Charles Beard, a Columbia Ph.D. and co-founder of the New School for Social Research, was a father of the progressive movement. His work focused on issues of class during the formative years of the nation. Outside of the classroom he was an advocate for isolationism and expansion of socio-economic opportunities. W.E.B. Du Bois, perhaps one of the greatest African American thinkers, was a constant victim of prejudice and racism. His work on the role of African Americans during Reconstruction was among the first that denounced what was then the standard portrayal of the era. DuBois, despite having a doctorate from Harvard and being a co-founder of the NAACP, could not find employment outside to historically black institutions. In contrast, white scholars Howard Zinn, a Columbia Ph.D., and James Loewen, a Harvard Ph.D., taught at historically black colleges (respectively Spelman College and Tougaloo College). Herbert Aptheker, who was appalled by a childhood visit to the Jim Crow South, also earned a doctorate at Columbia before engaging in a career as an activist and author of nearly 50 books on aspects of the African American experience. At points in his career he also taught at historically black institutions. Each of these authors has written from the framework of social justice about subjects that shed different perspectives of the American story. Within historical circles each has made a degree of difference.
And there are other voices, with equally different perspectives, that must be shared in the national conversation!
Sadly, in spite of the need for change, the call for national history/social studies standards has been an ongoing battle. It peaked during the 1980s and it remains a part of the contemporary culture wars. This conflict extends into the textbook industry that allows certain states to produce accounts that differ from other states and standards that ignore what might be damaging facts.
So in order for history to be re-crafted and respective of more diverse interpretations, the historical profession, historians, and state politicians will have to find common ground. In this climate of "alternate facts", agreements seem unlikely. However, we must start the process of providing a more complex story of America and the people who comprise what hopes to be seen as a great nation.
In the same manner we need new and better interpretations of the Civil War and Reconstruction, that are reflective of regionalism, sectionalism, politics, and issues of labor, gender, and race. I feel that numerous historical events are issues that require a back story. And our textbooks need to reflect this. The Civil War, for example, just did not happen. The road to war has its origins in the framing of the Constitution. But there are other events that increased the potential for war that are equally important for students to examine and analyze.
American students must also learn about the rest of the world. We must teach a more globalized account of the past. And world history needs to start in elementary school with the rise of great civilizations on every continent. Students must learn a global chronology. They must equally learn how events in other places have shaped America's destiny and how American decisions have equally changed the course of other nations.
Currently, students often snag pieces of information which might be true but lack context.
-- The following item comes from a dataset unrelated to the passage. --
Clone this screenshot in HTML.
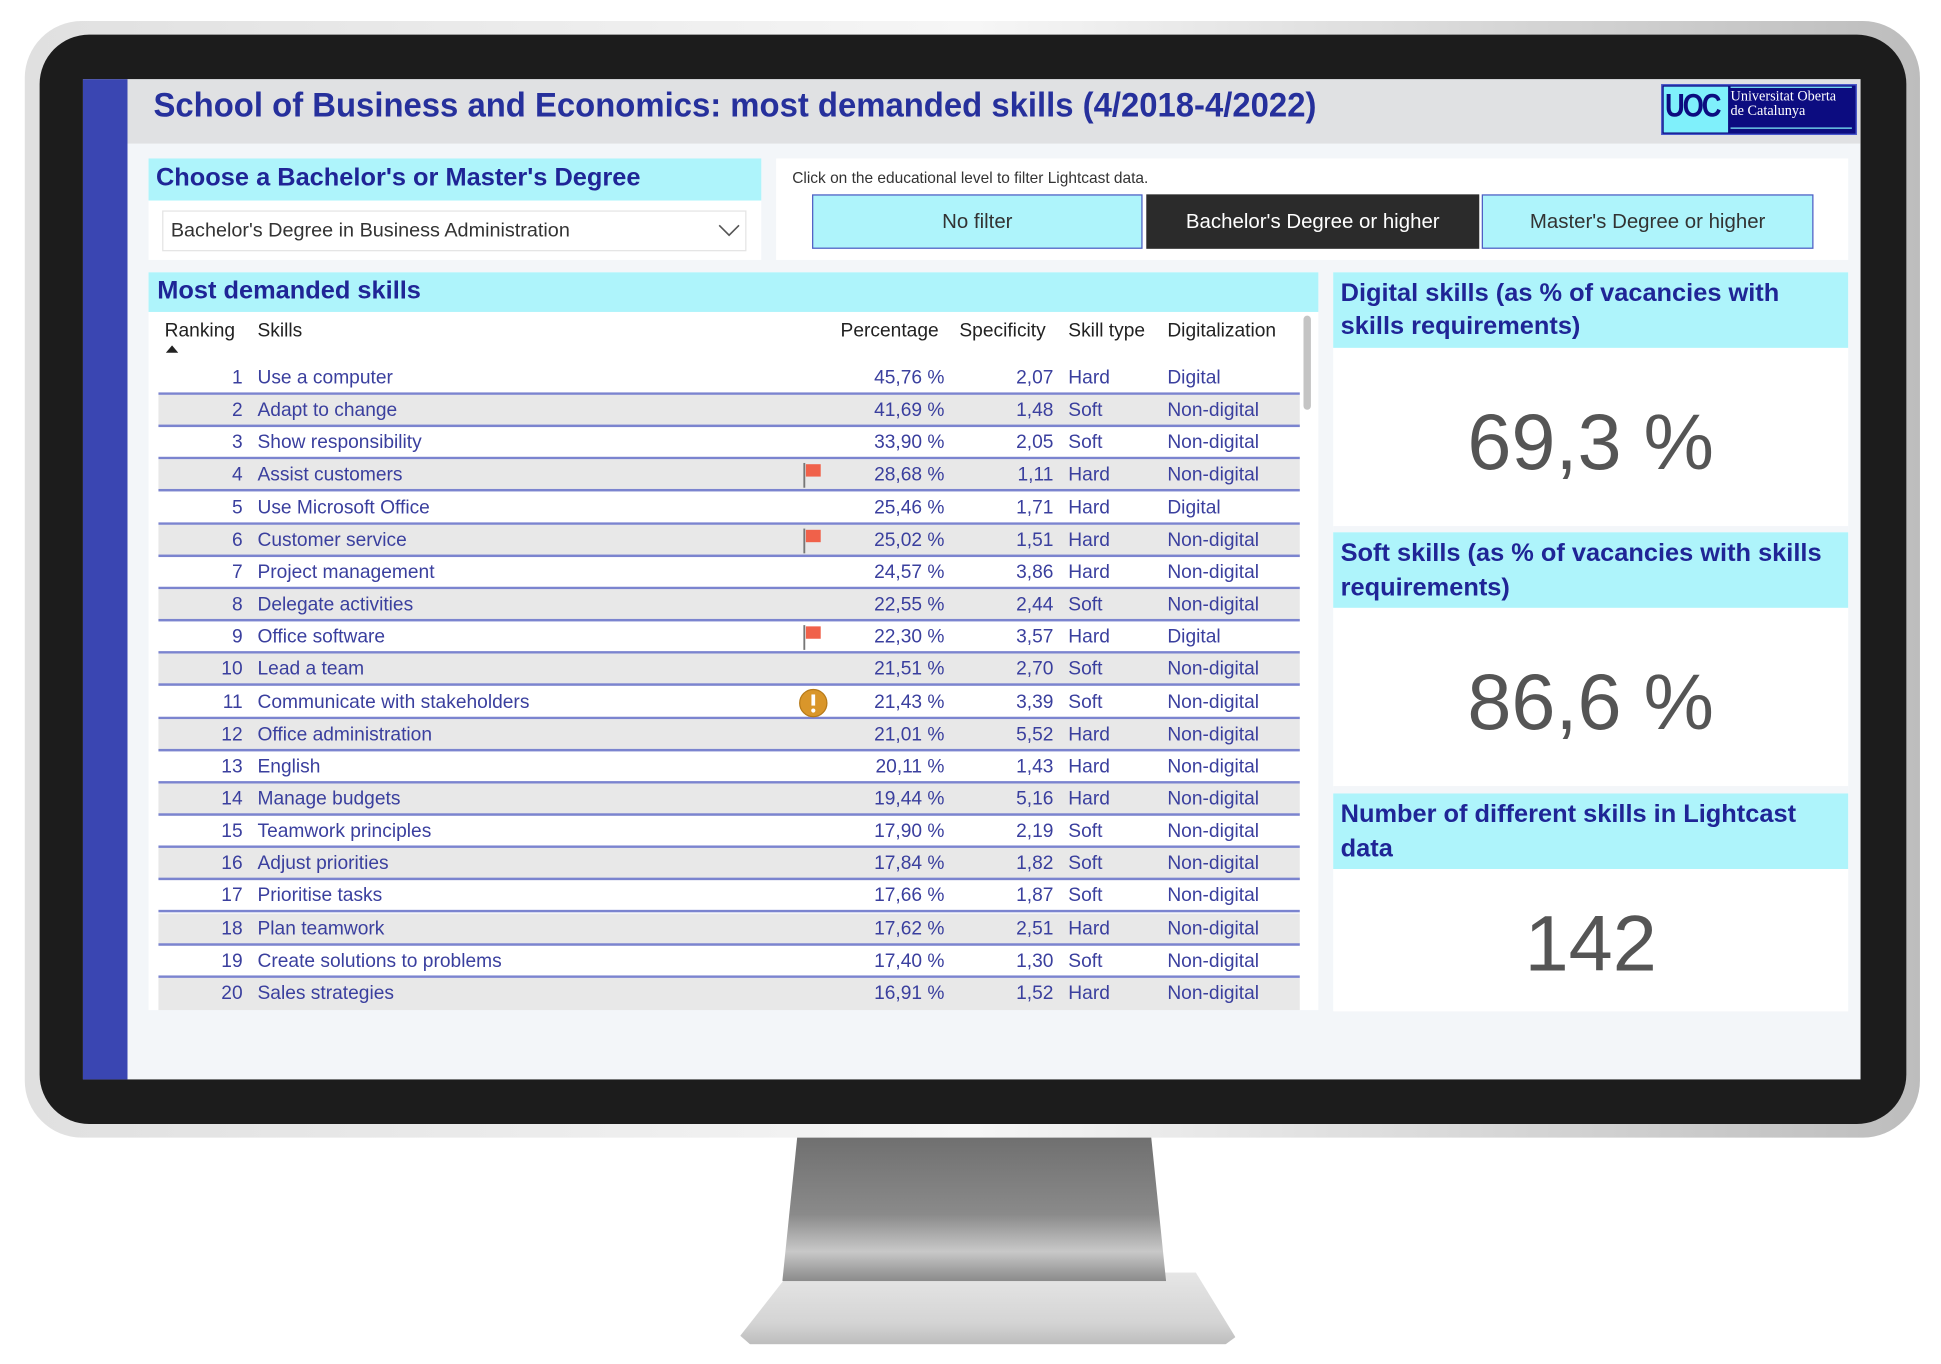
<!DOCTYPE html>
<html><head><meta charset="utf-8"><style>
*{margin:0;padding:0;box-sizing:border-box}
html,body{width:1941px;height:1364px;overflow:hidden;background:#fff;font-family:"Liberation Sans",sans-serif}
#s{position:absolute;left:0;top:0;width:1568px;height:1102px;transform:scale(1.23788);transform-origin:0 0}
.a{position:absolute}
.hd{background:#aef4fb;color:#1f2596;font-weight:bold}
.r{position:absolute;left:128px;width:922px;height:26px;border-bottom:2px solid #7b84cf;color:#3a3f9e;font-size:15.5px}
.r span{position:absolute;top:4px;white-space:nowrap}
.g{background:#e8e8e8}
.big{position:absolute;left:1077px;width:416px;text-align:center;font-size:64px;color:#555}
</style></head><body><div id="s">
<div class="a" style="left:598px;top:1028px;width:400px;height:58px;background:linear-gradient(180deg,#e6e6e6,#d4d4d4 70%,#bdbdbd);clip-path:polygon(10% 0,92% 0,100% 90%,98% 100%,2% 100%,0 88%);"></div>
<div class="a" style="left:632px;top:915px;width:310px;height:120px;background:linear-gradient(180deg,#6e6e6e,#8a8a8a 55%,#c8c8c8 80%,#8a8a8a);clip-path:polygon(4% 0,96% 0,100% 100%,0 100%)"></div>
<div class="a" style="left:20px;top:17px;width:1531px;height:902px;border-radius:46px;background:linear-gradient(90deg,#e0e0e0,#f6f6f6 50%,#bdbdbd)"></div>
<div class="a" style="left:32px;top:28px;width:1508px;height:880px;border-radius:40px;background:#1c1c1c"></div>
<div class="a" style="left:67px;top:64px;width:1436px;height:808px;background:#f3f6f9"></div>
<div class="a" style="left:67px;top:64px;width:36px;height:808px;background:#3a46b2"></div>
<div class="a" style="left:103px;top:64px;width:1400px;height:52px;background:#e0e1e3"></div>
<div class="a" style="left:124px;top:67px;font-size:27.5px;font-weight:bold;color:#26309c;white-space:nowrap;transform:scaleX(.965);transform-origin:0 0;line-height:36px">School of Business and Economics: most demanded skills (4/2018-4/2022)</div>
<div class="a" style="left:1342px;top:68px;width:158px;height:41px;background:#0c0c80;border:1px solid #4a5ad0"></div>
<div class="a" style="left:1344px;top:70px;width:52px;height:37px;background:#7ff0fb"></div>
<div class="a" style="left:1345px;top:68px;font-size:26px;font-weight:bold;color:#0c0c80;letter-spacing:-2px;line-height:34px;transform:scaleX(.85);transform-origin:0 0">UOC</div>
<div class="a" style="left:1398px;top:72px;font-family:'Liberation Serif',serif;font-size:11.5px;color:#fff;line-height:12px">Universitat Oberta<br>de Catalunya</div>
<div class="a" style="left:1398px;top:70px;width:98px;height:1px;background:#7ff0fb"></div>
<div class="a" style="left:1398px;top:103px;width:98px;height:1px;background:#7ff0fb"></div>
<div class="a" style="left:120px;top:128px;width:495px;height:82px;background:#fff"></div>
<div class="a hd" style="left:120px;top:128px;width:495px;height:34px;font-size:20.5px;padding:4px 0 0 6px">Choose a Bachelor's or Master's Degree</div>
<div class="a" style="left:131px;top:170px;width:472px;height:33px;border:1px solid #e4e4e4;background:#fff;font-size:16px;color:#333;padding:7px 0 0 6px">Bachelor's Degree in Business Administration</div>
<svg class="a" style="left:580px;top:180px" width="18" height="12"><path d="M1 2 L9 10 L17 2" fill="none" stroke="#555" stroke-width="1.3"/></svg>
<div class="a" style="left:627px;top:128px;width:866px;height:82px;background:#fff"></div>
<div class="a" style="left:640px;top:137px;font-size:12.5px;color:#333">Click on the educational level to filter Lightcast data.</div>
<div class="a" style="left:656px;top:157px;width:267px;height:44px;background:#aef4fb;border:1px solid #4f5cc4;font-size:16.5px;color:#333;text-align:center;line-height:42px">No filter</div>
<div class="a" style="left:926px;top:157px;width:269px;height:44px;background:#2b2b2b;font-size:16.5px;color:#fff;text-align:center;line-height:44px">Bachelor's Degree or higher</div>
<div class="a" style="left:1197px;top:157px;width:268px;height:44px;background:#aef4fb;border:1px solid #4f5cc4;font-size:16.5px;color:#333;text-align:center;line-height:42px">Master's Degree or higher</div>
<div class="a" style="left:120px;top:220px;width:945px;height:596px;background:#fff"></div>
<div class="a hd" style="left:120px;top:220px;width:945px;height:32px;font-size:20.5px;padding:3px 0 0 7px">Most demanded skills</div>
<div class="a" style="left:0;top:259px;font-size:15.5px;color:#222;width:1100px;height:20px">
<span class="a" style="left:133px">Ranking</span><span class="a" style="left:208px">Skills</span><span class="a" style="left:679px">Percentage</span><span class="a" style="left:775px">Specificity</span><span class="a" style="left:863px">Skill type</span><span class="a" style="left:943px">Digitalization</span></div>
<svg class="a" style="left:134px;top:279px" width="10" height="7"><path d="M0 6 L5 0 L10 6Z" fill="#222"/></svg>
<div class="a" style="left:1053px;top:255px;width:6px;height:76px;background:#c4c4c4;border-radius:3px"></div>
<div id="rows"></div>
<div class="a" style="left:1077px;top:220px;width:416px;height:597px;background:#fff"></div>
<div class="a hd" style="left:1077px;top:220px;width:416px;height:61px;font-size:20.5px;padding:3px 6px;line-height:27px">Digital skills (as % of vacancies with skills requirements)</div>
<div class="a" style="left:1077px;top:425px;width:416px;height:5px;background:#f3f6f9"></div>
<div class="a hd" style="left:1077px;top:430px;width:416px;height:61px;font-size:20.5px;padding:3px 6px;line-height:28px">Soft skills (as % of vacancies with skills requirements)</div>
<div class="a" style="left:1077px;top:635px;width:416px;height:6px;background:#f3f6f9"></div>
<div class="a hd" style="left:1077px;top:641px;width:416px;height:61px;font-size:20.5px;padding:3px 6px;line-height:28px">Number of different skills in Lightcast data</div>
<div class="big" style="top:320px">69,3 %</div>
<div class="big" style="top:530px">86,6 %</div>
<div class="big" style="top:725px">142</div>
</div>
<script>
var d=[["Use a computer","45,76","2,07","Hard","Digital"],["Adapt to change","41,69","1,48","Soft","Non-digital"],["Show responsibility","33,90","2,05","Soft","Non-digital"],["Assist customers","28,68","1,11","Hard","Non-digital","f"],["Use Microsoft Office","25,46","1,71","Hard","Digital"],["Customer service","25,02","1,51","Hard","Non-digital","f"],["Project management","24,57","3,86","Hard","Non-digital"],["Delegate activities","22,55","2,44","Soft","Non-digital"],["Office software","22,30","3,57","Hard","Digital","f"],["Lead a team","21,51","2,70","Soft","Non-digital"],["Communicate with stakeholders","21,43","3,39","Soft","Non-digital","w"],["Office administration","21,01","5,52","Hard","Non-digital"],["English","20,11","1,43","Hard","Non-digital"],["Manage budgets","19,44","5,16","Hard","Non-digital"],["Teamwork principles","17,90","2,19","Soft","Non-digital"],["Adjust priorities","17,84","1,82","Soft","Non-digital"],["Prioritise tasks","17,66","1,87","Soft","Non-digital"],["Plan teamwork","17,62","2,51","Hard","Non-digital"],["Create solutions to problems","17,40","1,30","Soft","Non-digital"],["Sales strategies","16,91","1,52","Hard","Non-digital"]];
var h="";
d.forEach(function(r,i){var t=Math.round(293+26.15*i);
var ic="";
if(r[5]=="f")ic='<svg style="position:absolute;left:520px;top:2px" width="18" height="22"><rect x="1" y="1" width="1.5" height="20" fill="#777"/><rect x="3" y="2" width="12" height="10" fill="#f0614a"/></svg>';
if(r[5]=="w")ic='<svg style="position:absolute;left:517px;top:1px" width="24" height="24"><circle cx="12" cy="12" r="11" fill="#d9962a" stroke="#b77a18"/><rect x="10.5" y="5" width="3" height="9" fill="#fff"/><circle cx="12" cy="18" r="1.7" fill="#fff"/></svg>';
h+='<div class="r'+(i%2?' g':'')+'" style="top:'+t+'px'+(i==19?';border-bottom:none':'')+'">'+ic+'<span style="right:854px">'+(i+1)+'</span><span style="left:80px">'+r[0]+'</span><span style="right:287px">'+r[1]+' %</span><span style="right:199px">'+r[2]+'</span><span style="left:735px">'+r[3]+'</span><span style="left:815px">'+r[4]+'</span></div>';});
document.getElementById("rows").innerHTML=h;
</script>
</body></html>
And, our popular media seems to promote bits and drabs to form inadequate conclusions. For example, the Civil War is not solely about state's rights nor is it solely about slavery. These issues are connected in a greater interplay of information, and they need to be explained if we are to understand the dramatic story of the war and its social and political resolutions.
Therefore, the acceptance of limited and simplified statement types of historical knowledge must be destroyed before they causes great harm. History requires students to place things in context and to examine all sides before coming to conclusions.
Unfortunately, stating that American history needs to be re-written ignores the politics of education. Years before James Loewen wrote Lies My Teacher Told Me, Howard Zinn (1922-2010) wrote A People's History of the United States. Zinn's book, though popular with college students, was strongly denounced by K-12 school systems because it leaned too far to the left. American schools, especially southern ones, feared an acceptance of a counter-narrative, and one that seemed either communist or socialist in nature.
The development of a modern American counter-narrative was introduced by historians like W.E.B. DuBois (1868-1963), Charles Beard (1874-1948), and later Herbert Aptheker (1915-2003). This movement started in the 1930s, gained popularity in the 1960s, and still exists today. In response to his historical writings, J. Edgar Hoover once called Aptheker "the most dangerous communist in the United States." What is overlooked in labeling the counter-narratives anti-American, is the orientation and life-stories of the authors. Each of these men, and the men and women who would join their ranks, were influenced by economic, political, gender and racial struggles in the United States.
Charles Beard, a Columbia Ph.D. and co-founder of the New School for Social Research, was a father of the progressive movement. His work focused on issues of class during the formative years of the nation. Outside of the classroom he was an advocate for isolationism and expansion of socio-economic opportunities. W.E.B. Du Bois, perhaps one of the greatest African American thinkers, was a constant victim of prejudice and racism. His work on the role of African Americans during Reconstruction was among the first that denounced what was then the standard portrayal of the era. DuBois, despite having a doctorate from Harvard and being a co-founder of the NAACP, could not find employment outside to historically black institutions. In contrast, white scholars Howard Zinn, a Columbia Ph.D., and James Loewen, a Harvard Ph.D., taught at historically black colleges (respectively Spelman College and Tougaloo College). Herbert Aptheker, who was appalled by a childhood visit to the Jim Crow South, also earned a doctorate at Columbia before engaging in a career as an activist and author of nearly 50 books on aspects of the African American experience. At points in his career he also taught at historically black institutions. Each of these authors has written from the framework of social justice about subjects that shed different perspectives of the American story. Within historical circles each has made a degree of difference.
And there are other voices, with equally different perspectives, that must be shared in the national conversation!
Sadly, in spite of the need for change, the call for national history/social studies standards has been an ongoing battle. It peaked during the 1980s and it remains a part of the contemporary culture wars. This conflict extends into the textbook industry that allows certain states to produce accounts that differ from other states and standards that ignore what might be damaging facts.
So in order for history to be re-crafted and respective of more diverse interpretations, the historical profession, historians, and state politicians will have to find common ground. In this climate of "alternate facts", agreements seem unlikely. However, we must start the process of providing a more complex story of America and the people who comprise what hopes to be seen as a great nation.